Ticketmaster now has over 50 services instrumented and nine groups of engineering teams actively using Jaeger. As a result, the company has significantly improved its on-call processes and outcomes. Louis-Étienne Dorval and the whole team’s satisfaction with on-call processes and workflow shot up.

“In a distributed system, often there is a rather complicated chain of service-calls. With Jaeger, the on-call engineer is able to reach the possible root cause of the problem without needing to reach out to developers responsible for each step of the chain. For instance, if the problem occurred because of the 5th service in a hierarchy of service calls, Jaeger will visualize that, and the on-call engineer does not need to page anyone but the person responsible for that service.”

Ticketmaster believes other enterprises with distributed systems could definitely see similar benefits from Jaeger. The team recommends that folks considering Jaeger, and tracing in general, start small, measure progress and learn as they go. For Dorval, culture is key.

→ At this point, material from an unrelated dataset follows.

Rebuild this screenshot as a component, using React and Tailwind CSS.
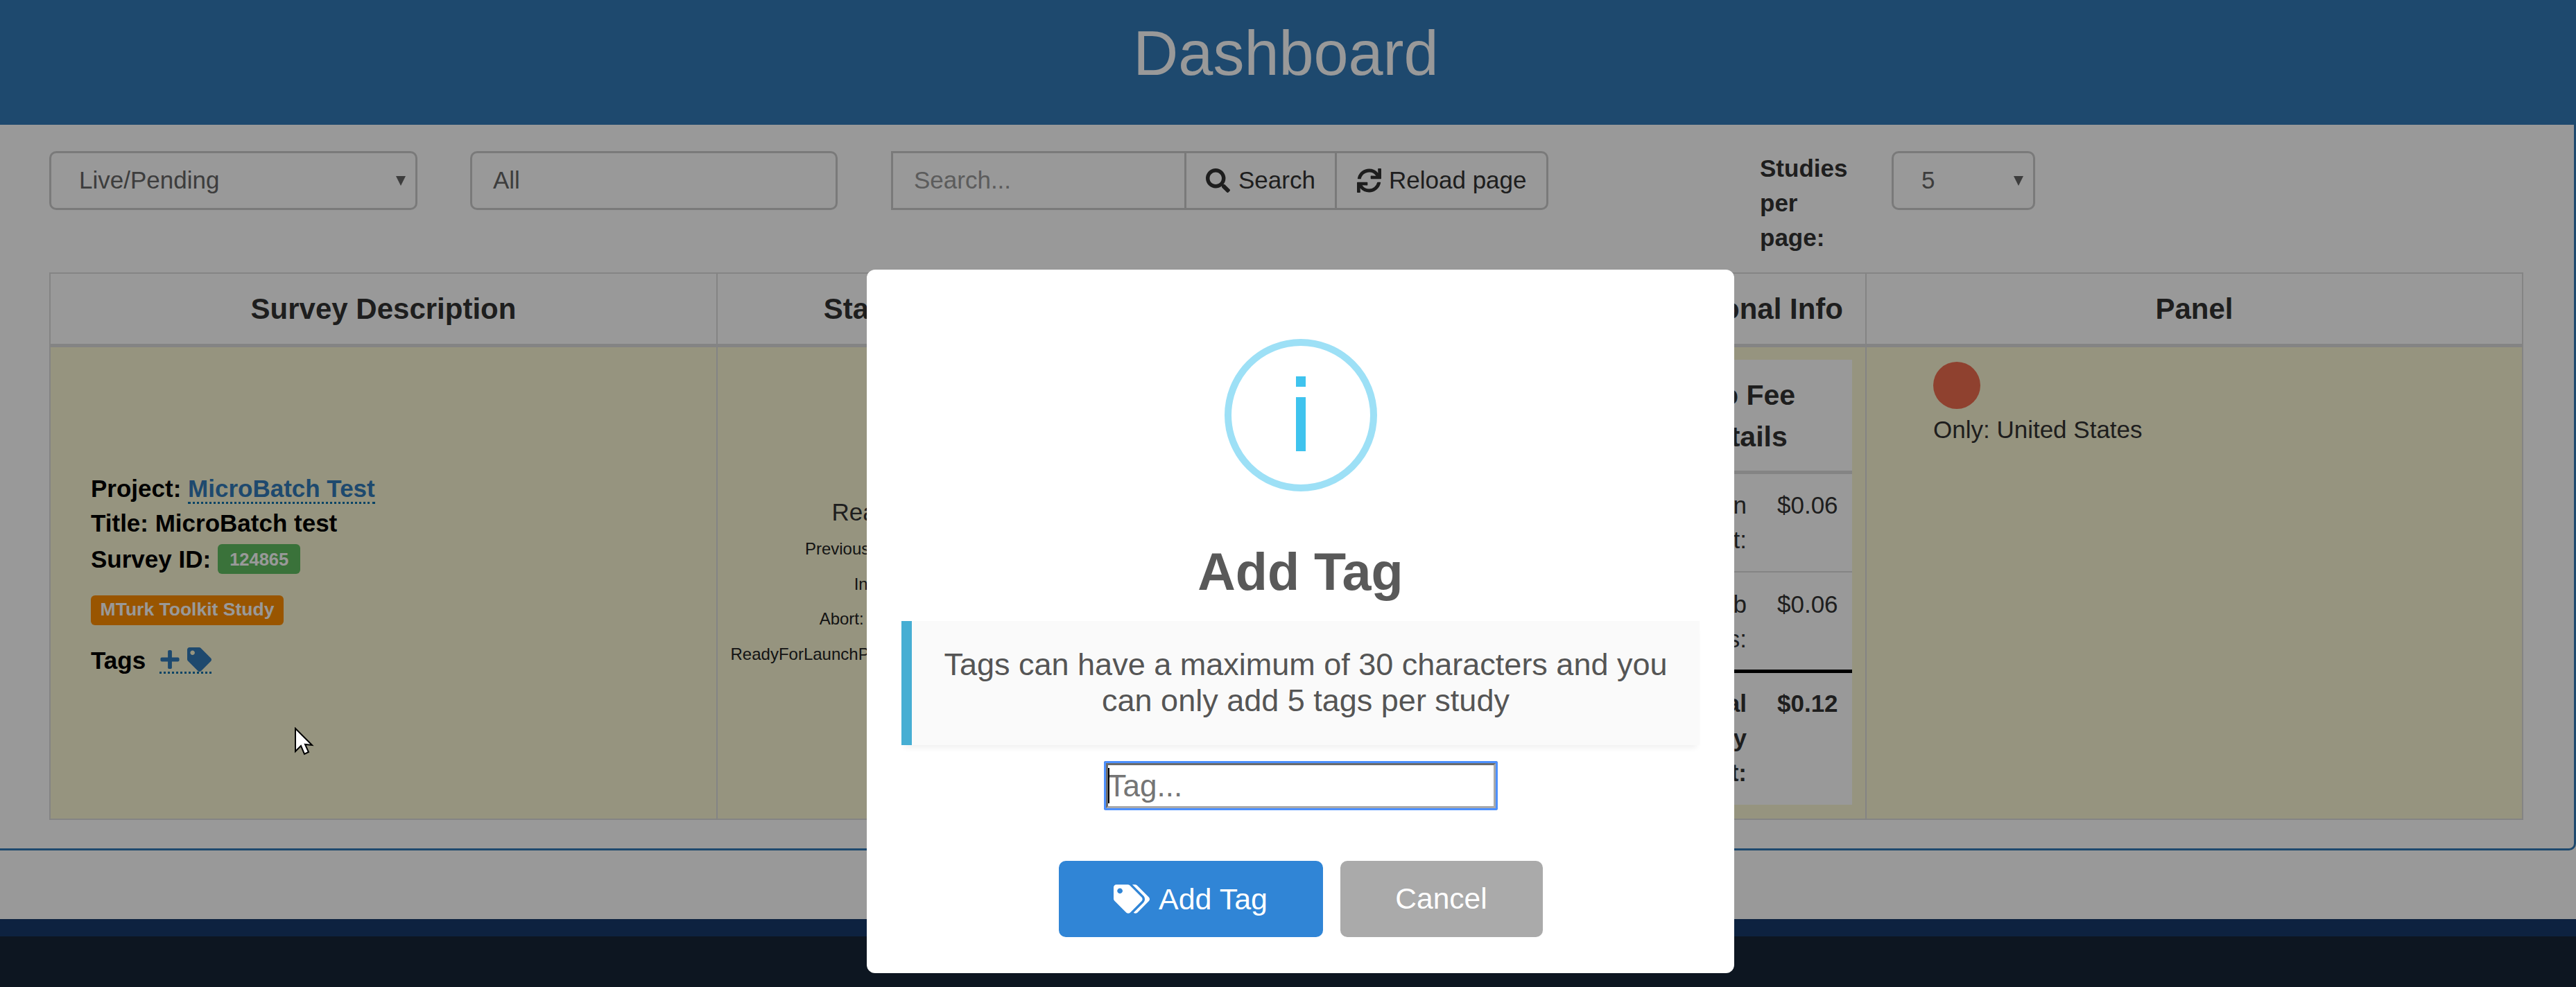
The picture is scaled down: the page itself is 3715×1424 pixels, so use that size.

“Build the culture first. Start small, get people onboard, identify possible evangelists and move forward step-by-step, showing the results and using the lessons learned the best you can.”

Amador advises practitioners to welcome in tracing as an indispensable tool for running software systems at scale. Tracing, logs and metrics form a potent monitoring-and-debugging trifecta for today’s complex distributed IT.

“Just as with logs and metrics, I have never heard of a good reason for not doing tracing!”